Is this a sign that #MeToo itself is being purged? Yes and no.
Accusations of sexual harassment can still be useful. But if the Left can rehab Al Franken, it can show that, just as in the Clinton era, they don’t really matter.
Jane Mayer has always been a hack and her elaborate article is really just a hagiography of Franken and an attack on Leeann Tweeden, tjhe first woman to accuse Franken and provide photographic evidence.
Mayer’s obsession with destroying Tweeden is typical of the Frankenfan’s conviction that taking her out will destroy the case against Franken.
The problem is that there are 8 accusers. Most or all are on the Left.
And Mayer has no response there except to claim that they misunderstood what Franken was trying to do when he was groping them.
And you thought the Clinton era was over.
Jane Mayer spends much of her hit piece going after Tweeden. “Franken’s fall was stunningly swift: he resigned only three weeks after Leeann Tweeden, a conservative talk-radio host, accused him of having forced an unwanted kiss on her during a 2006 U.S.O. tour,” she begins.
The bias is obvious.
Tweeden, Mayer reminds her lefty audience, is a bad right-wing person. “Tweeden had also taken some controversial political stands. In 2011, in an appearance on “Hannity,” she sided with “birthers,” calling on President Barack Obama to produce a birth certificate to prove his citizenship, and praised Trump, who had been stoking racist suspicions about Obama’s identity. “I think Donald Trump is brilliant,” she added. “Who knows how far he could go?””
But the women who accused Franken include a feminist choir member. A number were lefty fans who wanted to take pictures with him.
Attacking Tweeden is meaningless to any rational person. But Jane Mayer and the New Yorker are counting on lefty political tribalism to obscure the facts. And they will no doubt succeed. It’s the old Clinton playbook.
Make it appear that Franken is the victim of a vast right wing conspiracy and that it’s time for him to make a comeback.
Some of the accusers made the right decision not to cooperate with Jane Mayer. And her own extended hit piece shows why it’s the right decision.
Her agenda, to defend Franken and undermine his accusers, to bring back his political career, is as subtle as a rainstorm in July.

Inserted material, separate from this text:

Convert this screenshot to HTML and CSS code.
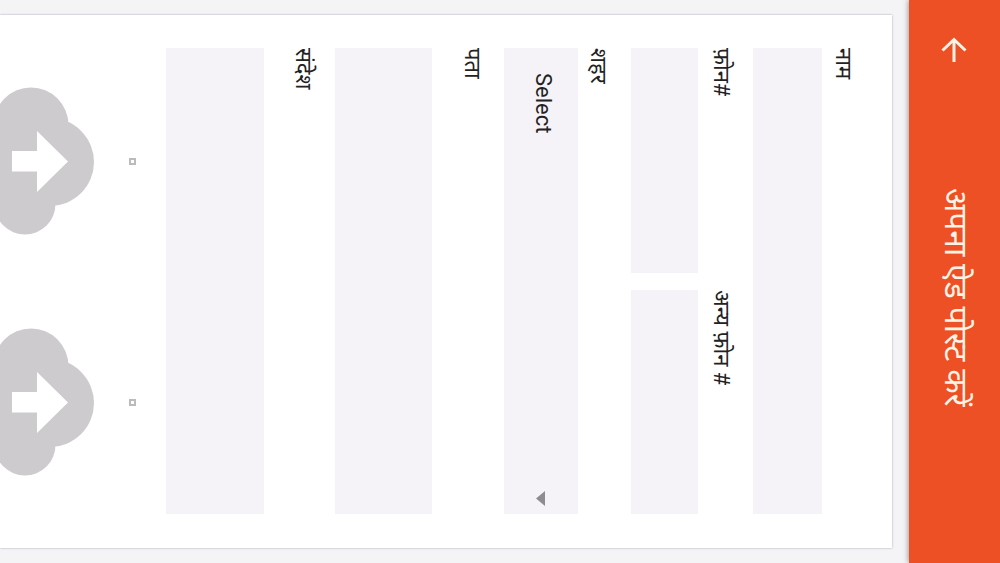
FILE: index.html
```html
<!DOCTYPE html>
<html lang="hi">
<head>
<meta charset="utf-8">
<title>अपना ऐड पोस्ट करें</title>
<link rel="stylesheet" href="styles.css">
</head>
<body>
<div class="screen">
  <header class="appbar">
    <svg class="back" viewBox="0 0 26 26"><path d="M13.5 1.5 2.5 13l11 11.5M2.5 13H25" fill="none" stroke="currentColor" stroke-width="3"/></svg>
    <h1 class="title">अपना ऐड पोस्ट करें</h1>
  </header>
  <main class="card">
    <div class="group name">
      <label class="label">नाम</label>
      <div class="field"></div>
    </div>
    <div class="row">
      <div class="group phone">
        <label class="label">फ़ोन#</label>
        <div class="field"></div>
      </div>
      <div class="group phone">
        <label class="label">अन्य फ़ोन #</label>
        <div class="field"></div>
      </div>
    </div>
    <div class="group city">
      <label class="label">शहर</label>
      <div class="field select"><span>Select</span><svg class="caret" viewBox="0 0 15 9"><path d="M0 0h15L7.5 9z" fill="currentColor"/></svg></div>
    </div>
    <div class="group address">
      <label class="label">पता</label>
      <div class="field"></div>
    </div>
    <div class="group message">
      <label class="label">संदेश</label>
      <div class="field"></div>
    </div>
    <div class="uploads">
      <div class="upload">
        <span class="thumb"></span>
        <svg class="cloud" viewBox="0 0 148 94"><g fill="#cdcbce"><circle cx="75" cy="44" r="44"/><circle cx="38" cy="63" r="37.5"/><circle cx="117" cy="69" r="30.5"/><path d="M38 50h79v50H38z"/></g><path d="M64 82V57H44l30.5-31L105 57H84.5v25z" fill="#fff"/></svg>
      </div>
      <div class="upload">
        <span class="thumb"></span>
        <svg class="cloud" viewBox="0 0 148 94"><g fill="#cdcbce"><circle cx="75" cy="44" r="44"/><circle cx="38" cy="63" r="37.5"/><circle cx="117" cy="69" r="30.5"/><path d="M38 50h79v50H38z"/></g><path d="M64 82V57H44l30.5-31L105 57H84.5v25z" fill="#fff"/></svg>
      </div>
    </div>
  </main>
</div>
</body>
</html>
```
FILE: styles.css
```css
* { box-sizing: border-box; }
html, body { margin: 0; width: 1000px; height: 563px; overflow: hidden; }

/* Portrait phone screen turned a quarter clockwise */
.screen {
  width: 563px;
  height: 1000px;
  margin-bottom: -437px;
  overflow: hidden;
  transform: translateX(1000px) rotate(90deg);
  transform-origin: 0 0;
  background: #f4f3f6;
  color: #222;
  font-family: Roboto, "Noto Sans", "Noto Sans Devanagari", sans-serif;
}
.appbar {
  height: 91px;
  display: flex;
  align-items: center;
  padding-left: 37px;
  background: #ec5024;
  color: #fff3e6;
  box-shadow: 0 1px 5px rgba(0, 0, 0, .35);
}
.back { width: 26px; height: 26px; margin-top: 1px; }
.title { margin: 0 0 4px 125px; font-size: 31.8px; font-weight: 400; line-height: 40px; white-space: nowrap; }
.card {
  margin: 17px 15px 0;
  height: 892px;
  padding: 0 34px 0 33px;
  background: #fff;
  box-shadow: 0 0 2px rgba(60, 50, 70, .4);
}
.group { display: flex; flex-direction: column; }
.label { display: flex; align-items: flex-end; font-size: 22px; line-height: 30px; white-space: nowrap; }
.field { background: #f5f3f7; }
.name .label { height: 70px; padding-bottom: 6px; }
.name .field { height: 69px; }
.row { display: grid; grid-template-columns: 225px 224px; gap: 17px; }
.phone .label { height: 55px; padding-bottom: 8px; }
.phone .field { height: 67px; }
.city .label { height: 53px; padding-bottom: 5px; }
.city .field { height: 74px; }
.address .label { height: 72px; padding-bottom: 25px; }
.address .field { height: 97px; }
.message .label { height: 71px; padding-bottom: 24px; }
.message .field { height: 98px; }
.select { display: flex; align-items: center; justify-content: space-between; padding: 0 8px 0 25px; font-size: 22px; }
.select span { margin-bottom: 5px; }
.caret { width: 15px; height: 9px; color: #8e8c90; }
.uploads { display: flex; gap: 93px; margin: 30px 0 0 39px; }
.upload { flex: none; display: flex; flex-direction: column; align-items: center; gap: 35px; width: 148px; }
.thumb { width: 7px; height: 7px; border: 2px solid #bcbabd; }
.cloud { width: 148px; height: 94px; }
```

Not long ago, I asked the woman if she thought that Franken had been making a sexual advance or a clumsy thank-you gesture.

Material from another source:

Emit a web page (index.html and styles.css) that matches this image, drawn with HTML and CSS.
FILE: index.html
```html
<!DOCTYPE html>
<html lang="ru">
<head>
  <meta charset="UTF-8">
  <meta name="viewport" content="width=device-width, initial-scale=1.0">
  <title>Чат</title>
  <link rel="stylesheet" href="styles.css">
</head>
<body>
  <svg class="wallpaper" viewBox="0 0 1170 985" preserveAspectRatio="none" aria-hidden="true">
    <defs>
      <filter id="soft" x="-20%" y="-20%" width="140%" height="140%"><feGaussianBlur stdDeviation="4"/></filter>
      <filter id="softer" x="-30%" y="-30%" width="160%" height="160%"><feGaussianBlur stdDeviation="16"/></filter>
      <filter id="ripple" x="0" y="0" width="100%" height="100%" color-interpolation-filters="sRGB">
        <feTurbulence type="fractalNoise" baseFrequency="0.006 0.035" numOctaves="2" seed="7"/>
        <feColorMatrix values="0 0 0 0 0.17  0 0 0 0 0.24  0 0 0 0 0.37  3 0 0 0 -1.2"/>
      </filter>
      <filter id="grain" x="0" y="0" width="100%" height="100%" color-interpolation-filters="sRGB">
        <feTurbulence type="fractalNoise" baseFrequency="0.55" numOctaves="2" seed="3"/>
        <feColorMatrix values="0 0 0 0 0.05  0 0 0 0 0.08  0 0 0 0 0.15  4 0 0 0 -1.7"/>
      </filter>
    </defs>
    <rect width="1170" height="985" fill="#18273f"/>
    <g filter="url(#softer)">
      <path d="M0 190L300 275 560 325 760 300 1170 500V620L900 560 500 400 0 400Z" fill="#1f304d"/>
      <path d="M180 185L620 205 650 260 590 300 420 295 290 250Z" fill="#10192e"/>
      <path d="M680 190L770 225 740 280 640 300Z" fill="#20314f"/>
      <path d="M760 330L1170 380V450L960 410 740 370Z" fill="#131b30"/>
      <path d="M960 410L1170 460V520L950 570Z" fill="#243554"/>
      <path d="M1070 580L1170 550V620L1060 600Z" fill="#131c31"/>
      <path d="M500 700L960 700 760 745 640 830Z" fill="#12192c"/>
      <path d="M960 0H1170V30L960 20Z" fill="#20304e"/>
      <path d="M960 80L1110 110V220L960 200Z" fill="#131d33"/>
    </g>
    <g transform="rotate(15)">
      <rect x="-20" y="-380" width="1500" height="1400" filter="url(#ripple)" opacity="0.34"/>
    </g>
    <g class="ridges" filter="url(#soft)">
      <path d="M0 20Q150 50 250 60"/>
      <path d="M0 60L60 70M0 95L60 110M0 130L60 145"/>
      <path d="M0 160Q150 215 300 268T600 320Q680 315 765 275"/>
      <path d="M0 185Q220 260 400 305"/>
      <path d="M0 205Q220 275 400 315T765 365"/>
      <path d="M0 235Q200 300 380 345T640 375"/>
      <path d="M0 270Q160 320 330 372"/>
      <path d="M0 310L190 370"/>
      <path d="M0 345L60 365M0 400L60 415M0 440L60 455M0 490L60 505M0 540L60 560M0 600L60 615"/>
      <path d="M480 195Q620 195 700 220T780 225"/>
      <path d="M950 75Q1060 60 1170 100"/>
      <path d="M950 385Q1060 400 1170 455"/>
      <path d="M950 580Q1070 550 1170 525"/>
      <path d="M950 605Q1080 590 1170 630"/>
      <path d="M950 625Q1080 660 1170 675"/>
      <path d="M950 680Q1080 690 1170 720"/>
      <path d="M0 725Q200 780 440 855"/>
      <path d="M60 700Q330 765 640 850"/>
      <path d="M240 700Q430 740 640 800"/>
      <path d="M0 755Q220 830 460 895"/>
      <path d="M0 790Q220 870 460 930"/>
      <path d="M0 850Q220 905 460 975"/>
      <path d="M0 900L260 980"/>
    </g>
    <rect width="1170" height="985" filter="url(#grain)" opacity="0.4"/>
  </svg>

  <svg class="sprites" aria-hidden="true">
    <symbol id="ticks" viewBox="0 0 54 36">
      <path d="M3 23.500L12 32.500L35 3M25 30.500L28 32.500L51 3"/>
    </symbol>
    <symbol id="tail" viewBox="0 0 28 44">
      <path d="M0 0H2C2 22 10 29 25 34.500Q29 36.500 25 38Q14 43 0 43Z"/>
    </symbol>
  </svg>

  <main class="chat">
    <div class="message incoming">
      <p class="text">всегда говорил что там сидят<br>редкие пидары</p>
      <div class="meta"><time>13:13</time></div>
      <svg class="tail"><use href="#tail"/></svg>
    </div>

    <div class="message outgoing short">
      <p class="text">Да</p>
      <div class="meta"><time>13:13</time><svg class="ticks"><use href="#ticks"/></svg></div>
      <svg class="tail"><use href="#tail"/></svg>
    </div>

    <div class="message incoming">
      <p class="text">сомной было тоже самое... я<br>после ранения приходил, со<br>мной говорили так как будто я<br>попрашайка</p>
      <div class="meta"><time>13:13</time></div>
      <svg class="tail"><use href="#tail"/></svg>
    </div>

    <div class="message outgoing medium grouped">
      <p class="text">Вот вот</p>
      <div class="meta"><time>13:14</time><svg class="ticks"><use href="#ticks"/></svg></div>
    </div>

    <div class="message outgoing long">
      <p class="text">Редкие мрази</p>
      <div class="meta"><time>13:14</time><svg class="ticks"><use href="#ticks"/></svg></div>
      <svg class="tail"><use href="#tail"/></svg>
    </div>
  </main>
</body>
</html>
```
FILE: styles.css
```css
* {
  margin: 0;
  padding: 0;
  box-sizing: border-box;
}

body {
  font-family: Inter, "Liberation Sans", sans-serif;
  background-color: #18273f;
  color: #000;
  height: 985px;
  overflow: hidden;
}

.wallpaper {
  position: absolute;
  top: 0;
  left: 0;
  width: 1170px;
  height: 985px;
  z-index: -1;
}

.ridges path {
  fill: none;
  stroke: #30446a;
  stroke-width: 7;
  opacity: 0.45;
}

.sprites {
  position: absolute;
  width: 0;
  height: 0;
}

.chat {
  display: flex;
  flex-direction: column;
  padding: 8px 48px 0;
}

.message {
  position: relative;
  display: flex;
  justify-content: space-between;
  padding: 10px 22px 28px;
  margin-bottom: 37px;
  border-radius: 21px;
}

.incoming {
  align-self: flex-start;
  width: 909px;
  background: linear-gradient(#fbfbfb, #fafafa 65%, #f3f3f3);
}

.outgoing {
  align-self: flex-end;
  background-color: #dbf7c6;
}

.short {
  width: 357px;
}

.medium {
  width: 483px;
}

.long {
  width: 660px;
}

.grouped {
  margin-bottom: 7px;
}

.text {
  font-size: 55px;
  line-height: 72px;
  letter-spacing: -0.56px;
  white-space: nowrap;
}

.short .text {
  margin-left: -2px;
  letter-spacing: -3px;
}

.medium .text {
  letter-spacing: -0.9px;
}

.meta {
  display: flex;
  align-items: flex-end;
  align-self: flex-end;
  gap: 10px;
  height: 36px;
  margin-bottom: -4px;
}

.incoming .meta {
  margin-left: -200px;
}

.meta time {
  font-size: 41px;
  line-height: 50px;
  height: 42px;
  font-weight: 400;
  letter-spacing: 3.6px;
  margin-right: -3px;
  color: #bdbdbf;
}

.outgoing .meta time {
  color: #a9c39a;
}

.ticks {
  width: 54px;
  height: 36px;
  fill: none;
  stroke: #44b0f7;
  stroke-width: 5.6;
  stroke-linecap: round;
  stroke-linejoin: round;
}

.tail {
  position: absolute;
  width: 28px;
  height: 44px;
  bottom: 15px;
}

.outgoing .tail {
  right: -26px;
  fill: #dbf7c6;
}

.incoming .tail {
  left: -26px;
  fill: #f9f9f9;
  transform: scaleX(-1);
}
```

“Is there a difference?” she replied. “If someone tries to do something to you unwanted?” From her standpoint, because she was at work—a professional woman deserving respect—his intentions didn’t matter.

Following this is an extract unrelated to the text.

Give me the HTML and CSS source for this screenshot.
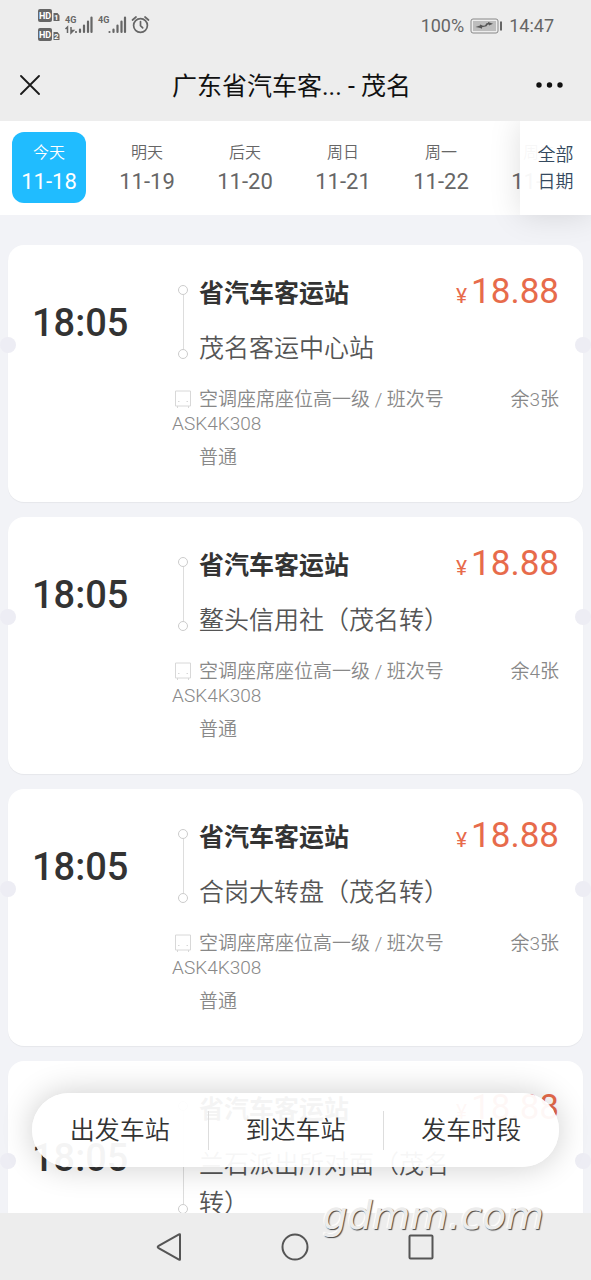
FILE: index.html
```html
<!DOCTYPE html>
<html lang="zh-CN">
<head>
<meta charset="utf-8">
<meta name="viewport" content="width=device-width, initial-scale=1">
<title>广东省汽车客... - 茂名</title>
<link rel="stylesheet" href="styles.css">
</head>
<body>
<div class="app">
  <header class="header">
    <div class="status">
      <svg class="status-icons" width="112" height="34" viewBox="0 0 112 34" aria-hidden="true">
        <g fill="#666">
          <rect x="0" y="0" width="14" height="13" rx="2"/>
          <rect x="0" y="19" width="14" height="13" rx="2"/>
          <path d="M15.500 4h4l2 2.500v5.500h-6zM15.500 23h4l2 2.500v5.500h-6z"/>
          <g class="svg-hd"><text x="1" y="10">HD</text><text x="1" y="29">HD</text></g>
          <g class="svg-num"><text x="16" y="11">1</text><text x="16" y="30">2</text></g>
          <g class="svg-4g"><text x="27" y="14">4G</text><text x="60" y="14">4G</text></g>
        </g>
        <g stroke="#666" stroke-width="2.200" stroke-linecap="round" fill="none">
          <path d="M38 23v0M42 20.500v2.500M46 16.500v6.500M50 12.500v10.500M53.500 8.500v14.500"/>
          <path d="M71.500 23v0M75.500 20.500v2.500M79.500 16.500v6.500M83.500 12.500v10.500M87 8.500v14.500"/>
        </g>
        <path d="M27.500 20l2-2v6M33 18v6l2.500-2.500h-2.500" stroke="#666" stroke-width="1.500" fill="none"/>
        <g stroke="#666" stroke-width="1.700" fill="none" stroke-linecap="round">
          <circle cx="102.500" cy="16.500" r="6.900"/>
          <path d="M102.500 12.500v4.200l2.200 2.200M94.500 11l3.500-3M110.500 11l-3.500-3"/>
        </g>
      </svg>
      <div class="status-right">
        <span>100%</span>
        <svg width="33" height="16" viewBox="0 0 33 16" aria-hidden="true">
          <rect x="1" y="1" width="27" height="14" rx="2" fill="#ededed" stroke="#888"/>
          <rect x="3" y="3" width="23" height="10" fill="#bdbdbd"/>
          <path d="M5.500 9l4.500-1.500v-1l3 1.200 2-.2 1.500-2.300 1.500-.2v-1l5 1.800-4 1.700v-1l-1.500.3-1 1.500-4.500 1v1.500l-2.500-1z" fill="#555"/>
          <rect x="30" y="3.500" width="2" height="9" fill="#666"/>
        </svg>
        <span>14:47</span>
      </div>
    </div>
    <div class="titlebar">
      <button class="icon-button" aria-label="关闭">
        <svg width="20" height="20" viewBox="0 0 20 20"><path d="M1 1l18 18M19 1L1 19" stroke="#1a1a1a" stroke-width="1.800" stroke-linecap="round"/></svg>
      </button>
      <h1 class="title">广东省汽车客... - 茂名</h1>
      <button class="icon-button more" aria-label="更多">
        <svg width="27" height="6" viewBox="0 0 27 6" fill="#111"><circle cx="3" cy="3" r="2.700"/><circle cx="13.500" cy="3" r="2.700"/><circle cx="24" cy="3" r="2.700"/></svg>
      </button>
    </div>
  </header>

  <nav class="dates" aria-label="日期">
    <div class="date-strip">
      <button class="date active"><span class="day">今天</span><span class="num">11-18</span></button>
      <button class="date"><span class="day">明天</span><span class="num">11-19</span></button>
      <button class="date"><span class="day">后天</span><span class="num">11-20</span></button>
      <button class="date"><span class="day">周日</span><span class="num">11-21</span></button>
      <button class="date"><span class="day">周一</span><span class="num">11-22</span></button>
      <button class="date"><span class="day">周二</span><span class="num">11-23</span></button>
    </div>
    <button class="all-dates">全部<br>日期</button>
  </nav>

  <main class="list">
    <article class="card">
      <time class="time">18:05</time>
      <div class="route">
        <div class="track"><i class="stop"></i><i class="line"></i><i class="stop"></i></div>
        <div class="stations"><h2 class="from">省汽车客运站</h2><p class="to">茂名客运中心站</p></div>
      </div>
      <div class="price"><span class="yen">¥</span>18.88</div>
      <div class="info">
        <p class="detail"><svg class="bus" width="18" height="18" viewBox="0 0 18 18"><path d="M1.500 1h15v15h-15zM3.500 16v2M14.500 16v2M4 11.500h1.500M12.500 11.500h1.500"/></svg>空调座席座位高一级 / 班次号 ASK4K308</p>
        <p class="kind">普通</p>
      </div>
      <div class="left">余3张</div>
    </article>
    <article class="card">
      <time class="time">18:05</time>
      <div class="route">
        <div class="track"><i class="stop"></i><i class="line"></i><i class="stop"></i></div>
        <div class="stations"><h2 class="from">省汽车客运站</h2><p class="to">鳌头信用社（茂名转）</p></div>
      </div>
      <div class="price"><span class="yen">¥</span>18.88</div>
      <div class="info">
        <p class="detail"><svg class="bus" width="18" height="18" viewBox="0 0 18 18"><path d="M1.500 1h15v15h-15zM3.500 16v2M14.500 16v2M4 11.500h1.500M12.500 11.500h1.500"/></svg>空调座席座位高一级 / 班次号 ASK4K308</p>
        <p class="kind">普通</p>
      </div>
      <div class="left">余4张</div>
    </article>
    <article class="card">
      <time class="time">18:05</time>
      <div class="route">
        <div class="track"><i class="stop"></i><i class="line"></i><i class="stop"></i></div>
        <div class="stations"><h2 class="from">省汽车客运站</h2><p class="to">合岗大转盘（茂名转）</p></div>
      </div>
      <div class="price"><span class="yen">¥</span>18.88</div>
      <div class="info">
        <p class="detail"><svg class="bus" width="18" height="18" viewBox="0 0 18 18"><path d="M1.500 1h15v15h-15zM3.500 16v2M14.500 16v2M4 11.500h1.500M12.500 11.500h1.500"/></svg>空调座席座位高一级 / 班次号 ASK4K308</p>
        <p class="kind">普通</p>
      </div>
      <div class="left">余3张</div>
    </article>
    <article class="card">
      <time class="time">18:05</time>
      <div class="route">
        <div class="track"><i class="stop"></i><i class="line"></i><i class="stop"></i></div>
        <div class="stations"><h2 class="from">省汽车客运站</h2><p class="to">兰石派出所对面（茂名转）</p></div>
      </div>
      <div class="price"><span class="yen">¥</span>18.88</div>
    </article>
  </main>

  <div class="filters">
    <button class="filter">出发车站</button>
    <button class="filter">到达车站</button>
    <button class="filter">发车时段</button>
  </div>

  <footer class="navbar">
    <button class="icon-button" aria-label="返回"><svg width="26" height="28" viewBox="0 0 26 28"><path d="M24 1.800v24.400q0 1-1 .5L2.200 14.800q-1-.8 0-1.600L23 1.300q1-.5 1 .5z"/></svg></button>
    <button class="icon-button" aria-label="主页"><svg width="28" height="28" viewBox="0 0 28 28"><circle cx="14" cy="14" r="12.500"/></svg></button>
    <button class="icon-button" aria-label="最近任务"><svg width="26" height="26" viewBox="0 0 26 26"><rect x="1.500" y="1.500" width="23" height="23" rx="1"/></svg></button>
  </footer>
  <div class="watermark">gdmm.com</div>
</div>
</body>
</html>
```
FILE: styles.css
```css
* { box-sizing: border-box; }

body, h1, h2, p { margin: 0; }

body {
  font-family: Roboto, "Noto Sans CJK SC", sans-serif;
  color: #333;
  background: #f2f3f7;
}

button {
  margin: 0;
  padding: 0;
  border: 0;
  background: none;
  color: inherit;
  font: inherit;
}

svg { display: block; }

.app {
  position: relative;
  display: flex;
  flex-direction: column;
  height: 100vh;
  overflow: hidden;
}

/* Status and title */
.header { background: #ededed; }

.status {
  display: flex;
  justify-content: space-between;
  align-items: center;
  height: 51px;
  padding: 0 37px 0 38px;
  color: #666;
  font-size: 18px;
}

.status-right {
  display: flex;
  align-items: center;
  gap: 6px;
}

.svg-hd { fill: #fff; font-size: 9px; font-weight: 700; }
.svg-num { fill: #fff; font-size: 8px; font-weight: 700; }
.svg-4g { font-size: 9px; font-weight: 700; }

.titlebar {
  display: grid;
  grid-template-columns: 1fr auto 1fr;
  align-items: center;
  height: 70px;
  padding: 0 28px 2px 20px;
}

.title {
  padding-top: 4px;
  color: #111;
  font-size: 25px;
  font-weight: 400;
  line-height: 36px;
}

.more { justify-self: end; }
.titlebar .icon-button:first-child { justify-self: start; }

/* Date picker */
.dates {
  position: relative;
  z-index: 1;
  background: #fff;
}

.date-strip {
  display: flex;
  gap: 24px;
  padding: 11px 12px 12px;
  overflow: hidden;
}

.date {
  flex: 0 0 74px;
  display: flex;
  flex-direction: column;
  align-items: center;
  height: 71px;
  padding-top: 7px;
  border-radius: 12px;
  color: #666;
}

.date.active {
  background: #20bcff;
  color: #fff;
}

.day { font-size: 16px; font-weight: 350; line-height: 28px; }
.num { font-size: 22px; line-height: 30px; }

.all-dates {
  position: absolute;
  top: 0;
  right: 0;
  bottom: 0;
  width: 71px;
  background: rgba(255, 255, 255, .95);
  box-shadow: 0 0 32px rgba(0, 0, 0, .13);
  clip-path: inset(0 0 -40px -40px);
  color: #34495e;
  font-size: 18px;
  font-weight: 350;
  line-height: 27px;
}

/* Tickets */
.list {
  flex: 1;
  min-height: 0;
  display: flex;
  flex-direction: column;
  gap: 15px;
  padding: 30px 8px 0;
  overflow: hidden;
}

.card {
  position: relative;
  flex: none;
  display: grid;
  grid-template-columns: 140px 1fr auto;
  row-gap: 20px;
  padding: 29px 24px 32px;
  border-radius: 16px;
  background: #fff;
  box-shadow: 0 1px 1px rgba(0, 0, 0, .05);
}

.card::before,
.card::after {
  content: "";
  position: absolute;
  top: 92px;
  width: 16px;
  height: 16px;
  border-radius: 50%;
  background: #ededf4;
}

.card::before { left: -8px; }
.card::after { right: -8px; }

.time {
  align-self: center;
  padding-top: 3px;
  font-size: 38px;
  font-weight: 500;
  line-height: 44px;
}

.route { display: flex; }

.track {
  display: flex;
  flex-direction: column;
  align-items: center;
  width: 27px;
  padding: 11px 5px 9px 0;
}

.stop {
  width: 10px;
  height: 10px;
  border: 1px solid #ccc;
  border-radius: 50%;
}

.line {
  flex: 1;
  width: 1px;
  background: #ddd;
}

.stations {
  flex: 1;
  display: flex;
  flex-direction: column;
  gap: 16px;
  font-size: 25px;
  line-height: 39px;
}

.from {
  font-size: 25px;
  font-weight: 700;
}

.to {
  color: #555;
  font-weight: 350;
}

.price {
  color: #e76b4b;
  font-size: 35px;
  line-height: 36px;
}

.yen {
  margin-right: 4px;
  font-size: 21px;
}

.info {
  grid-column: 2;
  color: #888;
  font-size: 19px;
  font-weight: 350;
  line-height: 24px;
}

.bus {
  display: inline-block;
  margin: 0 7px 0 2px;
  vertical-align: -2px;
  fill: none;
  stroke: #d8d8d8;
}

.kind {
  margin-top: 10px;
  padding-left: 27px;
}

.left {
  color: #888;
  font-size: 19px;
  font-weight: 350;
  line-height: 24px;
  text-align: right;
}

/* Floating filters */
.filters {
  position: absolute;
  right: 32px;
  bottom: 113px;
  left: 32px;
  display: flex;
  height: 74px;
  border-radius: 37px;
  background: rgba(255, 255, 255, .95);
  box-shadow: 0 0 32px rgba(0, 0, 0, .2);
}

.filter {
  flex: 1;
  display: flex;
  align-items: center;
  justify-content: center;
  padding-bottom: 4px;
  font-size: 25px;
  font-weight: 350;
}

.filter + .filter {
  background: linear-gradient(#ddd, #ddd) left center / 1px 39px no-repeat;
}

/* System navigation */
.navbar {
  position: relative;
  display: flex;
  align-items: center;
  justify-content: center;
  gap: 99px;
  height: 67px;
  padding-right: 2px;
  background: #ededed;
}

.navbar svg {
  fill: none;
  stroke: #555;
  stroke-width: 2;
}

.watermark {
  position: absolute;
  right: 47px;
  bottom: 36px;
  color: #ececec;
  font: italic 39px/56px "DejaVu Sans", sans-serif;
  text-shadow: 1px 1px 1px #444, -1px -1px 1px #fff;
}
```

Franken has maintained that the woman’s story was the allegation “that killed me.” I asked her if his behavior was bad enough to end his Senate career.
“I didn’t end his Senate career—he did,” she said.
Franken was stricken when I related her comments to him.
This is not journalism. This is PR.
It’s pathetic.
This article should follow Jane Mayer wherever she goes. And follow the New Yorker as well.